Et pendant que Minaudière réfléchit posément à son sort, qu’Animal irisé se roule comme lui dicte sa mémoire collective dans Terre battue par l’odeur alléché de troisième zone de charognes livrées aux vers vainqueurs, que Tu obéis à sa voix intérieure de travailleur survivant pour la gloire et/ou par habitude, qu’Homme fer nie la sainte évidence comme à l’accoutumé, que Je persévère dans son être à escalader la muraille, métamorphosé en insecte, grimpant frôlant la mort à chaque mètre pris à l’adversité dans la traversée d’Air suffoquant et blême (demeuré le symbole des survivalistes ayant franchi les frontières de la lumière nuit des temps), Il se passe un petit rien, de sa main droite à sa main gauche, geste mimétique, revient à son point de départ qu’on appelait maison (Il le sait, a étudié l’anthropologie dans son jeune temps, conspué par ses pauvres parents car s’affichant sans le sou et rentrant chez lui seul tous les soirs, matins soirs imaginés et maudits à nouveau par les nouveaux dieux, le temps ayant fait son renversement roulé boulé par pirouette inverse de l’univers entièrement fini d’un côté).
Il se sent seul. Tant de Je des Hommes fer abrégés de tous horizons blafards ont été balayés, exterminés par la grande catastrophe. Quelques uns résistent encore heureusement, dans l’étude renouvelé de la conception philosophique du grand bonheur pris par surprise et isolément. Mais Il a le mauvais pli. Il faut bien le dire. Il a beau se dire tout est moche et le bonheur c’est allumé éteint, Il en revient toujours au même geste mimétique en avançant de son rien.
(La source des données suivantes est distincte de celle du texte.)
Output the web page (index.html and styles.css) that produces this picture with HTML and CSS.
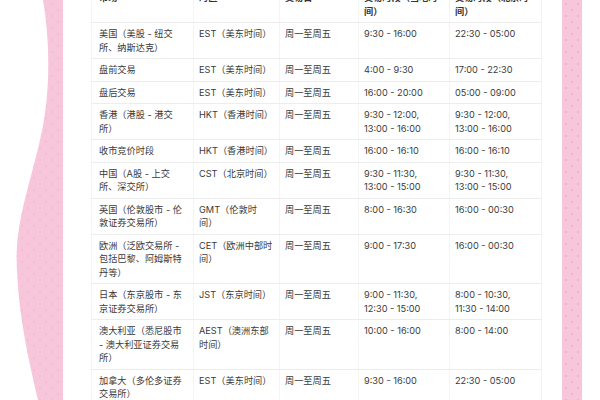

Un petit rien passé d’une main à l’autre de souvenir alambiqué chimiquement transformé dans ses paumes en accessoire indispensable de visions fulgurantes et rares et c’est tout. Il se dit qu’il pourrait écrire son histoire s’il faisait l’effort de se souvenir de l’oubli mais il n’y aurait pas grand-chose à en dire surtout depuis l’implosion de son propre Je. Non après tout, Il se sent pas mal comme ça, avec ses allers-retours impondérables de chez lui à son ex lieu de travail sans rencontrer âme qui vive mais débarrassé de son masque à’Air suffocant et blême devenu en quelque sorte son ami, raison de sa longévité. Il déambule comme seul figurant de ville contaminée, ignorant l’existence de Minaudière avec laquelle il se serait entendu sur un certain nombre de mots, voir de concepts. Mais ne résidant si l’on peut dire nullement dans le même quartier. Il se promet néanmoins. Espère. Se parle tout seul. Balbutie tout bas en ne cessant de marcher. Son va et vient auquel il faudrait mettre un terme. Comme la pensée qui lui glisse entre les doigts. Les doigts battant la mesure d’une main à l’autre du petit rien qui passe et repasse. Les travaux et les jours tant bien que mal tous différents, c’est-à-dire tous pareils. Jusqu’à plus souffle. Il se tait. Fait silence. Caresse. La peau des jours arrête de marcher. Arrête. Air suffocant et blême le prenant à l’instant dans le creux de ses grands bras. Terre battue jusque dans ses entrailles le recevant dessus son sol tout doux. Tu qui note laconique la fin d’Il, dernier aventureux avec Je résistant par-dessus sa muraille, pleine face araignée grotesque. Tu, qui pourrait n’avoir de cesse de mettre ce monde en contact. Réactiver. Pas son job.
Envoutée par ces sublimes rejetons de la dissolution du je et leurs inénarrables dialogues intérieurs. Profondeur et drôlerie enchevêtrées dans une belle langue étonnante. Merci merci Cat Lesaffre pour ce pur moment de plaisir.
Je suis très heureuse de votre réponse à mon commentaire, Cat. En revanche, je l’ai reçue par mail mais elle ne s’est pas affichée sur WP (deuxième occurrence de ce pb technique). .. C’est une belle réponse qui mériterait d’être partagée (c’est mon avis) 🙂
Désolée Déneb, cela s’est fait dans un mouvement spontané. La poésie dont je parlais et qui me tient à coeur, j’essaye de l’exprimer dans le dictionnaire 11 à venir (difficilement) avec plus de références littéraires que de lieux virgule clairement exprimés. Je travaille dans le ce qui ne se conçoit pas clairement ne s’énonce pas clairement. Ce qui en fait un art de vivre impossible. Mais voilà ti pas que le virtuel se fraye un chemin dans le réel avec vous autres !
Quels combats bien mis en scène!! On se régale des frictions de ces bouts de soi….
Oui merci Marie, le combat de la vie sûr le coup et dans l’après. Avec un héritage mêlé à corps et emporté de Dick Volodine Novarina et tous, vous, que sais-je … dans un sursaut de libération de l’élan vital.